I hate the word “try.” Try, by its very meaning, shows the truth of Internal Dialogue, the
need
to be
needed
, and connection. Trying literally means I am not the thing I am doing; I am separate from it. The world is filled with people who tried. We were not that type of men; SEALs are not that breed of man.

For me, in particular, I had sixteen years of passing through the trials of performance. To be exact, I had 220 days per year, for sixteen years, of being away from my family to make crystal clear the importance of using Internal Dialogue for being connected as a measure of my own performance. I
needed
to be
needed
by my family in order to perform in hell. After a difficult marriage, where that was not the case, a woman who understood the value of connection liberated me from the mundane—a true Spartan Wife. The form of connection on her part was all in, no way out; she put every ounce of effort toward connecting with both family and me. Spartans knew the value of fully embracing a woman was equally important to the overall performance of the man and the nation. I wonder what caused the world to cringe and run 180 degrees away from that
solution to performance? Poor Islamic women are put in check, so the men never truly flourish.

We were
connected
, we
needed
each other, and we were performing in hell. What more could you ask from life?

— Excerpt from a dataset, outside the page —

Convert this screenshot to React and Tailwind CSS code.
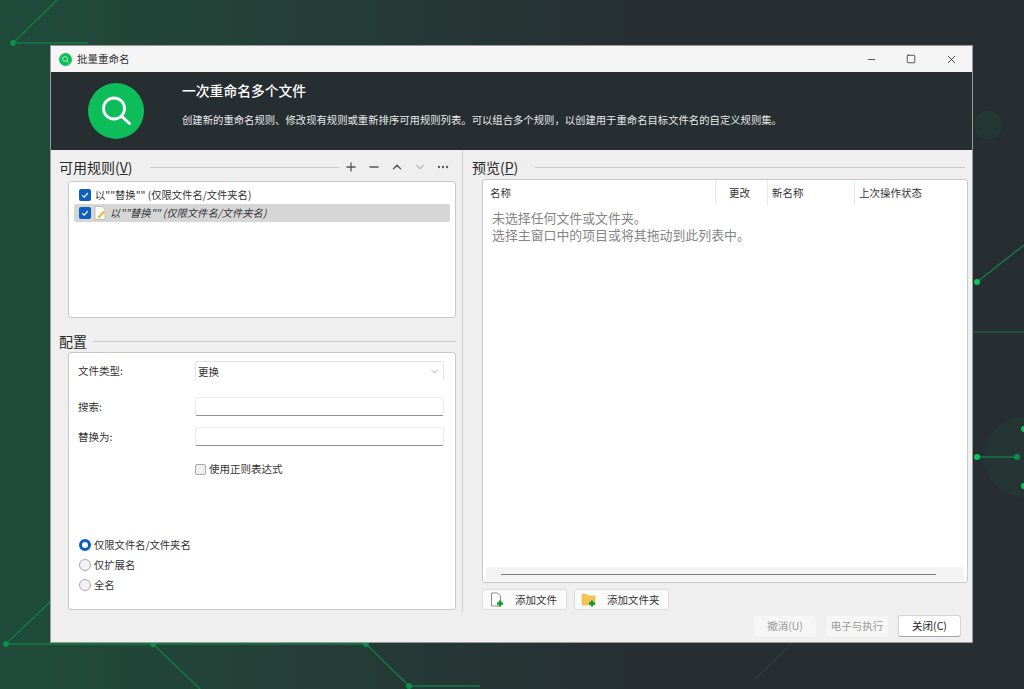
import React from "react";
import { Minus, Plus, ChevronUp, ChevronDown, MoreHorizontal, Square, X } from "lucide-react";

const cjk = "font-['Noto_Sans_CJK_SC','Noto_Sans',sans-serif]";

function SearchLogo({ className }) {
  return (
    <svg viewBox="0 0 56 56" className={className}>
      <circle cx="28" cy="28" r="28" fill="#0cbd59" />
      <circle cx="26" cy="25.5" r="10.5" fill="none" stroke="#fff" strokeWidth="2.8" />
      <path d="M34 33.5 L41.5 40.5" stroke="#fff" strokeWidth="3" strokeLinecap="round" />
    </svg>
  );
}

function Backdrop() {
  const lines = [
    "M13 43 L57 0", "M13 43 L88 43", "M6 644 L366 644", "M51 601 L6 644", "M153 644 L200 689",
    "M366 644 L409 686 L480 686", "M977 282 L1024 245", "M977 457 L1017 457",
  ];
  const dimNodes = [[13, 43], [6, 644], [153, 644], [366, 644], [409, 686], [1017, 457]];
  const brightNodes = [[977, 282], [977, 457], [1024, 429], [1024, 486]];
  return (
    <svg viewBox="0 0 1024 689" className="absolute inset-0 h-full w-full">
      <circle cx="988" cy="125" r="14" fill="#1f4a3a" opacity="0.35" />
      <circle cx="1024" cy="457" r="40" fill="#1f4a3a" opacity="0.25" />
      <path d="M972 332 L1024 332" stroke="#12733f" strokeWidth="1" />
      <path d="M755 679 L792 643" stroke="#2c4a40" strokeWidth="1" />
      {lines.map((d) => (
        <path key={d} d={d} fill="none" stroke="#117c46" strokeWidth="1.4" />
      ))}
      {dimNodes.map(([x, y]) => (
        <circle key={`${x}-${y}`} cx={x} cy={y} r="3" fill="#0b8f4a" />
      ))}
      {brightNodes.map(([x, y]) => (
        <circle key={`${x}-${y}`} cx={x} cy={y} r="3" fill="#0cc45a" />
      ))}
    </svg>
  );
}

function SectionTitle({ children, className = "" }) {
  return (
    <div className={`flex items-center text-[14px] leading-[18px] text-[#2b2b2b] ${className}`}>
      <span>{children}</span>
    </div>
  );
}

function RuleCheck() {
  return (
    <span className="flex h-[12px] w-[12px] shrink-0 items-center justify-center rounded-[2px] bg-[#0a5fc0]">
      <svg viewBox="0 0 12 12" className="h-[10px] w-[10px]">
        <path d="M2.5 6.2 L5 8.6 L9.5 3.6" fill="none" stroke="#fff" strokeWidth="1.4" />
      </svg>
    </span>
  );
}

function NoteIcon() {
  return (
    <svg viewBox="0 0 12 14" className="h-[14px] w-[12px] shrink-0">
      <path d="M1 .5 H8 L11 3.5 V13.5 H1 Z" fill="#fff" stroke="#bdbdbd" />
      <path d="M4 10.5 L9.5 4.5 L11 6 L5.5 12 L3.6 12.4 Z" fill="#f2b632" />
    </svg>
  );
}

function Field({ label }) {
  return (
    <div className="flex h-[19px] items-center">
      <span className="w-[117px] text-[10.5px] text-[#333]">{label}</span>
      <span className="h-[19px] w-[249px] rounded-[2px] border border-[#ececec] border-b-[#8f8f8f] bg-white" />
    </div>
  );
}

function Radio({ label, on }) {
  return (
    <div className="flex h-[20px] items-center gap-[3px] pl-[1px] text-[10.3px] text-[#333]">
      {on ? (
        <span className="h-[12px] w-[12px] rounded-full border-[3.5px] border-[#0a5fc0] bg-white" />
      ) : (
        <span className="h-[12px] w-[12px] rounded-full border border-[#a8a8a8] bg-[#f2f2f2]" />
      )}
      <span>{label}</span>
    </div>
  );
}

function AddFileIcon({ folder }) {
  return (
    <svg viewBox="0 0 16 16" className="h-[16px] w-[16px]">
      {folder ? (
        <path d="M1 2.5 H6 L7.5 4 H14 V13 H1 Z" fill="#f6c354" stroke="#e3a92e" strokeWidth=".5" />
      ) : (
        <path d="M2.5 1 H8.5 L11.5 4 V14 H2.5 Z" fill="#fff" stroke="#8a8a8a" />
      )}
      <path d="M11 8.5 V14.5 M8 11.5 H14" stroke="#0f9d2e" strokeWidth="2.4" />
    </svg>
  );
}

function AddButton({ label, folder, width }) {
  return (
    <div className={`flex h-[21px] items-center rounded-[3px] border border-[#dcdcdc] bg-[#fbfbfb] pl-[6px] text-[10.5px] text-[#333] ${width}`}>
      <AddFileIcon folder={folder} />
      <span className="ml-[10px]">{label}</span>
    </div>
  );
}

function FootButton({ children, disabled }) {
  return disabled ? (
    <div className="flex h-[21px] w-[62px] items-center justify-center rounded-[3px] bg-[#f6f6f6] text-[10.5px] text-[#9a9a9a]">
      {children}
    </div>
  ) : (
    <div className="flex h-[22px] w-[63px] items-center justify-center rounded-[3px] border border-[#d4d4d4] border-b-[#a5a5a5] bg-white text-[10.5px] text-[#222]">
      {children}
    </div>
  );
}

export default function App() {
  return (
    <div className={`relative h-[689px] w-[1024px] overflow-hidden bg-gradient-to-r from-[#204a3a] from-[5%] to-[#262e32] to-[62%] pl-[51px] pt-[46px] ${cjk}`}>
      <Backdrop />
      <div className="relative flex h-[596px] w-[921px] flex-col bg-[#efefef] shadow-[0_0_0_1px_#9a9a9a]">
        {/* title bar */}
        <div className="flex h-[26px] shrink-0 items-center bg-[#f5f5f5] pl-[8px] pr-[14px]">
          <SearchLogo className="h-[13px] w-[13px]" />
          <span className="ml-[5px] text-[10.5px] text-[#333]">批量重命名</span>
          <div className="ml-auto flex items-center gap-[29px] text-[#222]">
            <Minus size={11} strokeWidth={1.6} />
            <Square size={10} strokeWidth={1.8} />
            <X size={13} strokeWidth={1.5} />
          </div>
        </div>

        {/* banner */}
        <div className="flex h-[78px] shrink-0 bg-[#262e32] pl-[37px]">
          <SearchLogo className="mt-[11px] h-[56px] w-[56px]" />
          <div className="ml-[38px] text-white">
            <div className="mt-[8px] text-[13.8px] font-medium leading-[20px]">一次重命名多个文件</div>
            <div className="mt-[12px] whitespace-nowrap text-[10.35px] leading-[16px] text-[#e8eaea]">
              创建新的重命名规则、修改现有规则或重新排序可用规则列表。可以组合多个规则，以创建用于重命名目标文件名的自定义规则集。
            </div>
          </div>
        </div>

        <div className="flex min-h-0 flex-1">
          {/* left column */}
          <div className="mb-[30px] w-[412px] shrink-0 border-r border-[#cfcfcf] pl-[8px]">
            <div className="mt-[8px] flex h-[18px] items-center pr-[6px]">
              <SectionTitle>
                可用规则(<span className="underline">V</span>)
              </SectionTitle>
              <span className="ml-[17px] h-px w-[189px] bg-[#c9c9c9]" />
              <div className="ml-[5px] flex items-center gap-[9px] text-[#555]">
                <Plus size={14} strokeWidth={2.2} />
                <Minus size={14} strokeWidth={2.2} />
                <ChevronUp size={14} strokeWidth={2.4} />
                <ChevronDown size={14} strokeWidth={2} className="text-[#bcbcbc]" />
                <MoreHorizontal size={14} strokeWidth={2} />
              </div>
            </div>
            <div className="ml-[9px] mt-[5px] h-[137px] w-[388px] rounded-[3px] border border-[#c8c8c8] bg-white px-[5px] pt-[4px] text-[10.3px] text-[#333]">
              <div className="flex h-[18px] items-center pl-[5px]">
                <RuleCheck />
                <span className="ml-[4px]">{'以""替换"" (仅限文件名/文件夹名)'}</span>
              </div>
              <div className="flex h-[18px] items-center rounded-[2px] bg-[#d6d6d6] pl-[5px] italic">
                <RuleCheck />
                <span className="ml-[3px]"><NoteIcon /></span>
                <span className="ml-[4px]">{'以""替换"" (仅限文件名/文件夹名)'}</span>
              </div>
            </div>

            <div className="mt-[14px] flex h-[18px] items-center pr-[6px]">
              <SectionTitle>配置</SectionTitle>
              <span className="ml-[6px] h-px flex-1 bg-[#c9c9c9]" />
            </div>
            <div className="ml-[9px] mt-[2px] h-[258px] w-[388px] rounded-[3px] border border-[#c8c8c8] bg-white pl-[9px] pt-[8px]">
              <div className="flex h-[20px] items-center">
                <span className="w-[117px] text-[10.5px] text-[#333]">文件类型:</span>
                <span className="flex h-[20px] w-[249px] items-center justify-between rounded-t-[2px] border-x border-t border-[#e4e4e4] pl-[2px] pr-[3px] text-[10.5px] text-[#333]">
                  更换
                  <ChevronDown size={11} strokeWidth={1.2} className="text-[#666]" />
                </span>
              </div>
              <div className="mt-[16px]"><Field label="搜索:" /></div>
              <div className="mt-[11px]"><Field label="替换为:" /></div>
              <div className="ml-[117px] mt-[13px] flex h-[20px] items-center gap-[3px] text-[10.5px] text-[#333]">
                <span className="h-[11px] w-[11px] rounded-[2px] border border-[#a8a8a8] bg-[#f0f0f0]" />
                使用正则表达式
              </div>
              <div className="mt-[56px]">
                <Radio label="仅限文件名/文件夹名" on />
                <Radio label="仅扩展名" />
                <Radio label="全名" />
              </div>
            </div>
          </div>

          {/* right column */}
          <div className="min-w-0 flex-1 pl-[9px]">
            <div className="mt-[8px] flex h-[18px] items-center pr-[7px]">
              <SectionTitle>
                预览(<span className="underline">P</span>)
              </SectionTitle>
              <span className="ml-[17px] h-px flex-1 bg-[#c9c9c9]" />
            </div>
            <div className="ml-[10px] mt-[3px] flex h-[404px] w-[486px] flex-col rounded-[3px] border border-[#c8c8c8] bg-white">
              <div className="flex h-[25px] shrink-0 items-center text-[10.5px] text-[#333]">
                <span className="flex h-full w-[233px] items-center border-r border-[#e8e8e8] pl-[7px]">名称</span>
                <span className="flex h-full w-[52px] items-center justify-end border-r border-[#e8e8e8] pr-[17px]">更改</span>
                <span className="flex h-full w-[87px] items-center border-r border-[#e8e8e8] pl-[4px]">新名称</span>
                <span className="pl-[4px]">上次操作状态</span>
              </div>
              <div className="pl-[9px] pt-[4px] text-[12.9px] leading-[17px] text-[#858585]">
                <div>未选择任何文件或文件夹。</div>
                <div>选择主窗口中的项目或将其拖动到此列表中。</div>
              </div>
              <div className="mx-[3px] mb-[1px] mt-auto flex h-[14px] items-center bg-[#f3f3f3] pl-[15px]">
                <span className="h-px w-[435px] bg-[#7e7e7e]" />
              </div>
            </div>
            <div className="ml-[10px] mt-[6px] flex gap-[7px]">
              <AddButton label="添加文件" width="w-[85px]" />
              <AddButton label="添加文件夹" folder width="w-[95px]" />
            </div>
            <div className="mt-[5px] flex items-center justify-end gap-[10px] pr-[11px]">
              <FootButton disabled>撤消(U)</FootButton>
              <FootButton disabled>电子与执行</FootButton>
              <FootButton>关闭(C)</FootButton>
            </div>
          </div>
        </div>
      </div>
    </div>
  );
}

At that point, our troop faced some silly odds; we were being shot at by thirty enemy fighters. Our interpreter, who was listening to their attempt to coordinate attacks, learned they were from Chechnya. I liked the fact that they had come all the way here to do what they thought was right for their religion. You have to admire that conviction.

We were exhausted from two hours of movement through the mountains, and we hadn’t even hit the target. The Apache pilot, with her sexy voice, told us she saw the enemy carrying blankets over their heads in order to evade her thermal optics, and they were also wearing night vision devices.